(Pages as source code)
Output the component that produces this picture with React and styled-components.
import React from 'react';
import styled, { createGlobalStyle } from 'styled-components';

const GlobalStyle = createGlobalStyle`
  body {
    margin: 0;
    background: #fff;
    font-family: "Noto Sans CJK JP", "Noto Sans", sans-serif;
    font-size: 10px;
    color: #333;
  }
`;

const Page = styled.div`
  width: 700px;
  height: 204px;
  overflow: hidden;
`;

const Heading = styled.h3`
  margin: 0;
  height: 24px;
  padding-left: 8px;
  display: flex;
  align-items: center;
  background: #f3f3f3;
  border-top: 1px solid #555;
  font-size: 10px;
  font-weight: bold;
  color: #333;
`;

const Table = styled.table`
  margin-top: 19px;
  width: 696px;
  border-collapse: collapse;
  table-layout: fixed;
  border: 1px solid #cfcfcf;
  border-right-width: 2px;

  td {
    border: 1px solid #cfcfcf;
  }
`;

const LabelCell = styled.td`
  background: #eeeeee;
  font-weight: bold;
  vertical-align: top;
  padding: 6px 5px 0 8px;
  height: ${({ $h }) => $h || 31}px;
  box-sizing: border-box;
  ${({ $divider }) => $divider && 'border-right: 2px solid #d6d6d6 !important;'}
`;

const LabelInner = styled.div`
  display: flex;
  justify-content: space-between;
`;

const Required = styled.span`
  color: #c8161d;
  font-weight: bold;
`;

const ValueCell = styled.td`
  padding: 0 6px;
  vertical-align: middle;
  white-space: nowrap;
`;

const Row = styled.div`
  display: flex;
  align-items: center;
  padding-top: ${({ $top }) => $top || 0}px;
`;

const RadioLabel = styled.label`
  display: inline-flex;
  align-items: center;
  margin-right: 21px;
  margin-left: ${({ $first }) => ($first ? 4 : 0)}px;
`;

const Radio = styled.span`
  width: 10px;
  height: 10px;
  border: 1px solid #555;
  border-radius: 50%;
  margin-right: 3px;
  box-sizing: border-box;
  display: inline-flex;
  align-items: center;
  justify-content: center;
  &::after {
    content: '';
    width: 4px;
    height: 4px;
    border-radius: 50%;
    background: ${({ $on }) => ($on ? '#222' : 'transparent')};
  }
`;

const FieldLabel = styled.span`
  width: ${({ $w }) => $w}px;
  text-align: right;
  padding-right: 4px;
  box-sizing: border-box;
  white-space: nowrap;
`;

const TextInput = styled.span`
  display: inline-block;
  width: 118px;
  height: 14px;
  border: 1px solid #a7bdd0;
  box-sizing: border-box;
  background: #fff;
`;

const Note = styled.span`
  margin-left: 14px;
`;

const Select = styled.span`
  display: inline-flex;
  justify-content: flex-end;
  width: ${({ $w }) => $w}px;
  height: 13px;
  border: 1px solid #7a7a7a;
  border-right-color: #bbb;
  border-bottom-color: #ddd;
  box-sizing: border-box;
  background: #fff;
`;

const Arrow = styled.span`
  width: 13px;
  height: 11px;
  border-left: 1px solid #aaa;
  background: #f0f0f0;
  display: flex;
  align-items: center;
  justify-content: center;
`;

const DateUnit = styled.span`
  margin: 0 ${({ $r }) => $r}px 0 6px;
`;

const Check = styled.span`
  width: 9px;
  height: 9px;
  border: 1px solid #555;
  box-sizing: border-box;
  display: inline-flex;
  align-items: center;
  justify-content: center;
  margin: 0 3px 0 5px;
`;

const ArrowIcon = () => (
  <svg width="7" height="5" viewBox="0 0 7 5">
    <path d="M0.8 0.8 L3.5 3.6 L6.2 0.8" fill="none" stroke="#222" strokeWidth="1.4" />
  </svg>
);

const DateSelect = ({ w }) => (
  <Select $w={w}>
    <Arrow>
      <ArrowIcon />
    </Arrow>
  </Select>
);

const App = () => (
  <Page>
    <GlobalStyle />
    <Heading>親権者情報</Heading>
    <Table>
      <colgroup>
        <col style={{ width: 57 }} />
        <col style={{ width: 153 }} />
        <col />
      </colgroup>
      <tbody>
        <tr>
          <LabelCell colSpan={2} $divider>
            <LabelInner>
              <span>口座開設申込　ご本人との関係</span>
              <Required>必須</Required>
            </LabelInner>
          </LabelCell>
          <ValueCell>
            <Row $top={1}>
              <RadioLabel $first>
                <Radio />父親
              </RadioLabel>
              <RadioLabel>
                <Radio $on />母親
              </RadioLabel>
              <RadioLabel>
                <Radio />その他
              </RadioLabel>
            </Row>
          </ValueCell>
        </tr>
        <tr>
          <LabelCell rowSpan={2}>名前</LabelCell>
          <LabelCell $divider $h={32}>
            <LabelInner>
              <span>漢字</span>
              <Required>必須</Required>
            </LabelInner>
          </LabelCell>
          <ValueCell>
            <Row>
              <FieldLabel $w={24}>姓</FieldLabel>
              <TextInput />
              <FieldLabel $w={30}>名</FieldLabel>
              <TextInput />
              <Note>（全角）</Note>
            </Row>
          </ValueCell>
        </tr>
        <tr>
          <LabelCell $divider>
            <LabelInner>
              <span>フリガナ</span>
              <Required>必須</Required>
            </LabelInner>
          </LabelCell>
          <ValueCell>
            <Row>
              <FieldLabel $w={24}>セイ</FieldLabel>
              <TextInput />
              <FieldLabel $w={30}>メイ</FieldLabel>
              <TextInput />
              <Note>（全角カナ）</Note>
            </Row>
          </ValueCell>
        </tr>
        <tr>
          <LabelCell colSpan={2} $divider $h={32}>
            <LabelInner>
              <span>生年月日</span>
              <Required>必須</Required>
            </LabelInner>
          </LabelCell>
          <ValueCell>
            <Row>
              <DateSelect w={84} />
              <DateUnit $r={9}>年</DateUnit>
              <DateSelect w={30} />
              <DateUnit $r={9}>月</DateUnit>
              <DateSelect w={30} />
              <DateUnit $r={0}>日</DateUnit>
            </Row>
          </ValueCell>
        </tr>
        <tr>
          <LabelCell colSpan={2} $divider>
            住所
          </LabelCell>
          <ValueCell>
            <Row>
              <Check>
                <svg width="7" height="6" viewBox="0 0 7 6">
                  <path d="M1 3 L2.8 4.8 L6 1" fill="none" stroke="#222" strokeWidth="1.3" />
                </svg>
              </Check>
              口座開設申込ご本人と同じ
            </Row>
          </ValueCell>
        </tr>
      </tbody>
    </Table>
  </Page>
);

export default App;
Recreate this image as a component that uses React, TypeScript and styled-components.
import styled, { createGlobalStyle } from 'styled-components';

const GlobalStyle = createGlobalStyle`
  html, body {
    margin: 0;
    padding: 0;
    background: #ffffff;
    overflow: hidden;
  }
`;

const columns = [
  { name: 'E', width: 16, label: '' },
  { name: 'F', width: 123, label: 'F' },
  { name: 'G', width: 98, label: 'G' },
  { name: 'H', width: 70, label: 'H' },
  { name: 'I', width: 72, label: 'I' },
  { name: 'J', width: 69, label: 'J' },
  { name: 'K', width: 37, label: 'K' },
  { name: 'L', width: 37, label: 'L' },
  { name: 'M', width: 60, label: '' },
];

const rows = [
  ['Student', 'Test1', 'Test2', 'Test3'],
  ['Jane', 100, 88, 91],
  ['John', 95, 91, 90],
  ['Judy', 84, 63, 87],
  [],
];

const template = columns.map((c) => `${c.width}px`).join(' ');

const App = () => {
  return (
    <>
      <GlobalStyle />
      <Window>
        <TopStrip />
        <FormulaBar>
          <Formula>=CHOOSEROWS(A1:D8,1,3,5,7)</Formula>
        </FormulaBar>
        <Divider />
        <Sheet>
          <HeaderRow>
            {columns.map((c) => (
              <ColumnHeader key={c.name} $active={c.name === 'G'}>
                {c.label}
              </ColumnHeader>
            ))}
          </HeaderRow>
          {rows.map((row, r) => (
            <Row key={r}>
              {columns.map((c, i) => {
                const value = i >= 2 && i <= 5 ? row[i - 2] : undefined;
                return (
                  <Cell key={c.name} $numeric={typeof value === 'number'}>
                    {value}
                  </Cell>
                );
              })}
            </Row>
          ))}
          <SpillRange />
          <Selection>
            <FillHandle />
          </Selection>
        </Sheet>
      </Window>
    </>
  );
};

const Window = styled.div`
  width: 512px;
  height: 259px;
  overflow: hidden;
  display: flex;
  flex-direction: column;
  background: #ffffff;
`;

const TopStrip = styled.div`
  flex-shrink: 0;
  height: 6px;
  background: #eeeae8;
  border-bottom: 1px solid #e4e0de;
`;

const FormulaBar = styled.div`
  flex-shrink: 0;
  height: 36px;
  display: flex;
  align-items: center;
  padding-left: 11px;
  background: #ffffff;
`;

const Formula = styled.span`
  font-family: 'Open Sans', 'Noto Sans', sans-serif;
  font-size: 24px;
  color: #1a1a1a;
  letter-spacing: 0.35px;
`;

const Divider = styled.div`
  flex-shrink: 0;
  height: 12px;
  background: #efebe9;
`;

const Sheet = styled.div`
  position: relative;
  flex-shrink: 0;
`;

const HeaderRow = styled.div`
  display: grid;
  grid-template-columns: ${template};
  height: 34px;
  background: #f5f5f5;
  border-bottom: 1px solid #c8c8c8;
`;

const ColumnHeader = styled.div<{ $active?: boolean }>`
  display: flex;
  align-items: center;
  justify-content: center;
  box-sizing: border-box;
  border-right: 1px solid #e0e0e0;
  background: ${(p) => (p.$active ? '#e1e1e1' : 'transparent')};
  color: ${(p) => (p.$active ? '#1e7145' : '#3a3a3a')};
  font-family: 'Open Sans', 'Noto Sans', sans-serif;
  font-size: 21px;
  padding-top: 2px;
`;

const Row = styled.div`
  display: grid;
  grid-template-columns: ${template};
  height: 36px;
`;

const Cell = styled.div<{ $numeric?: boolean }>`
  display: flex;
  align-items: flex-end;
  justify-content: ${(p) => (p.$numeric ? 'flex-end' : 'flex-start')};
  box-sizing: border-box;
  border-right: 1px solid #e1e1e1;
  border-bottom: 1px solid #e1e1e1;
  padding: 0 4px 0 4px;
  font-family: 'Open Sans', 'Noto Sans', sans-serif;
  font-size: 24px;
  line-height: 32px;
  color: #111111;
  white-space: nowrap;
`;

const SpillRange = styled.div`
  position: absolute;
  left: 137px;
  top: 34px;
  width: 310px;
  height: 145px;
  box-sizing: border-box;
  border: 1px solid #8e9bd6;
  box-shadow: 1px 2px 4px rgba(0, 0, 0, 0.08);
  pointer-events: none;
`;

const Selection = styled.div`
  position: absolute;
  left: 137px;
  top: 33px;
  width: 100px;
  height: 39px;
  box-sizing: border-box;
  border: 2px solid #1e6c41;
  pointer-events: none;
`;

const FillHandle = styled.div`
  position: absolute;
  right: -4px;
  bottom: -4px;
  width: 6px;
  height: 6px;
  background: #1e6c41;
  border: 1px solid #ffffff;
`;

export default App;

What the exercise asks:
In the listing above, find the line with "Recreate this image" and the line with "const template = columns.map((c)", then print exactly those two lines and every line between them, and nothing more.

Right answer:
Recreate this image as a component that uses React, TypeScript and styled-components.
import styled, { createGlobalStyle } from 'styled-components';

const GlobalStyle = createGlobalStyle`
  html, body {
    margin: 0;
    padding: 0;
    background: #ffffff;
    overflow: hidden;
  }
`;

const columns = [
  { name: 'E', width: 16, label: '' },
  { name: 'F', width: 123, label: 'F' },
  { name: 'G', width: 98, label: 'G' },
  { name: 'H', width: 70, label: 'H' },
  { name: 'I', width: 72, label: 'I' },
  { name: 'J', width: 69, label: 'J' },
  { name: 'K', width: 37, label: 'K' },
  { name: 'L', width: 37, label: 'L' },
  { name: 'M', width: 60, label: '' },
];

const rows = [
  ['Student', 'Test1', 'Test2', 'Test3'],
  ['Jane', 100, 88, 91],
  ['John', 95, 91, 90],
  ['Judy', 84, 63, 87],
  [],
];

const template = columns.map((c) => `${c.width}px`).join(' ');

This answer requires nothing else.